Es ist ein Schwall von Texten, die meist in keinem Zusammenhang stehen.

Greenpeace stages atomic art happening

Approving stuff in Germany is always problematic. Disapproval is almost always vorprogrammiert (preprogrammed). That’s why when the German government made clear its intention to extend the country’s use of nuclear power, everybody adhering to the ideological requirements of korrekt German Green thinking disapproved–and that’s a whole lot of folks too.

But at least the Greens at Greenpeace got a little creative about it this time (or as usual?). Protesters projected images with the slogan “atomic power damages Germany” onto the side of several of the country’s nuclear reactors. As far as I can tell, their reason for doing this was to explain to everybody that atomic power damages Germany. Not that they didn’t already know this, the main thing was that this was an Aktion. You know, one of those “happening” thingies?

And I don’t do art so I had to look it up: “A happening is a performance, event or situation meant to be considered as an art, usually as performance art.
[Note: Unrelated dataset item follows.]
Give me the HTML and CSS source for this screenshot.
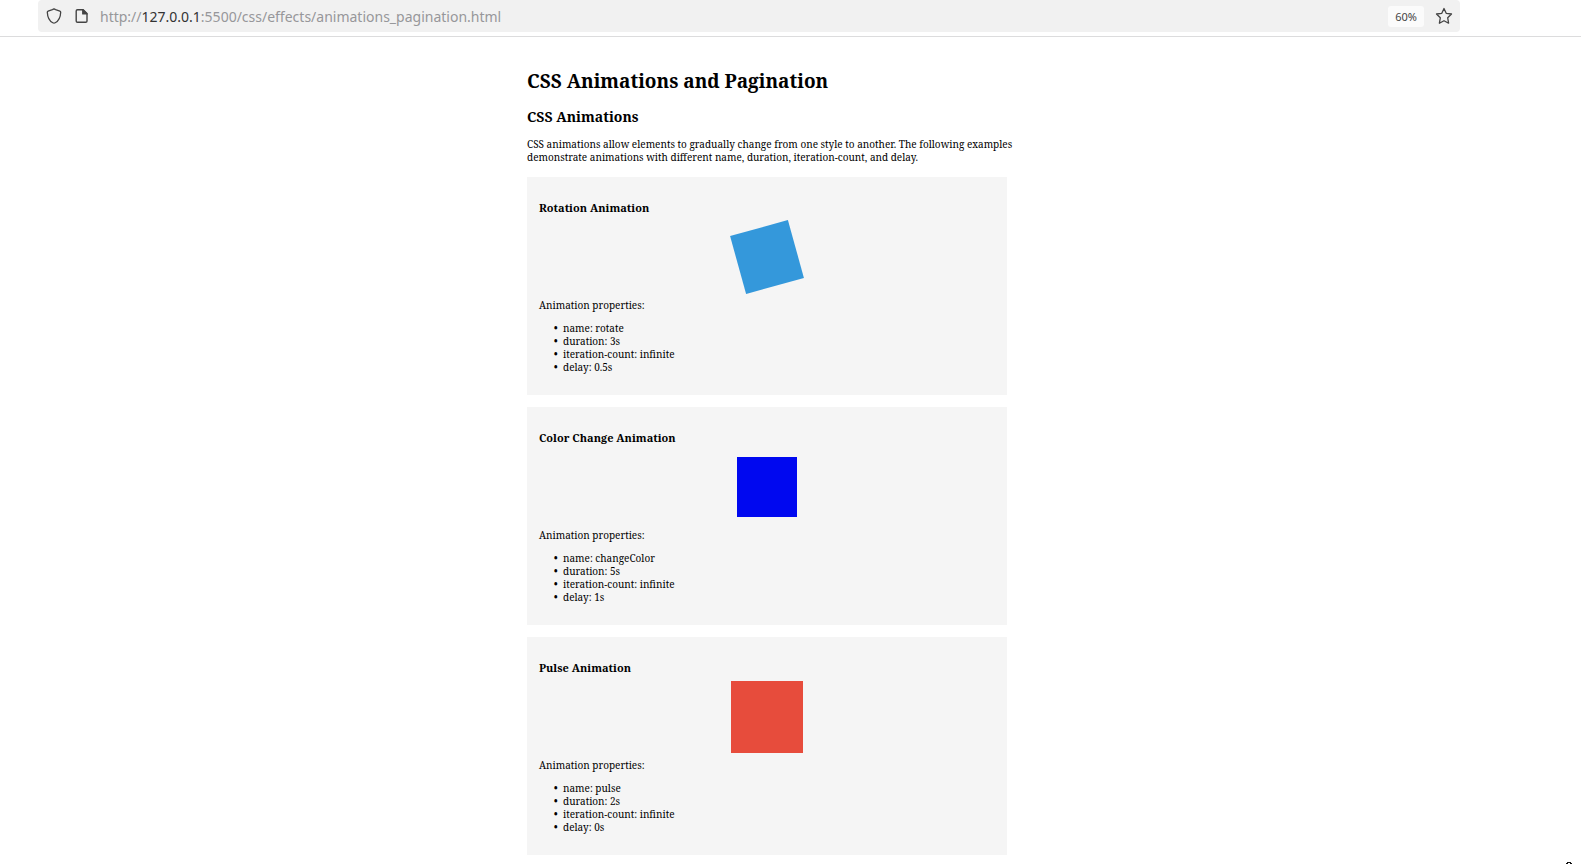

Happenings take place anywhere (from basements to studio lofts and even street alleyways), are often multi-disciplinary, with a nonlinear narrative and the active participation of the audience.”

Multi-disciplinary? Does that mean they’re gonna get in trouble for doing dis? Nah.

Die Atomkraftwerke in Deutschland sollen im Schnitt 12 Jahre länger am Netz bleiben als nach dem bisherigen Atomkonsens.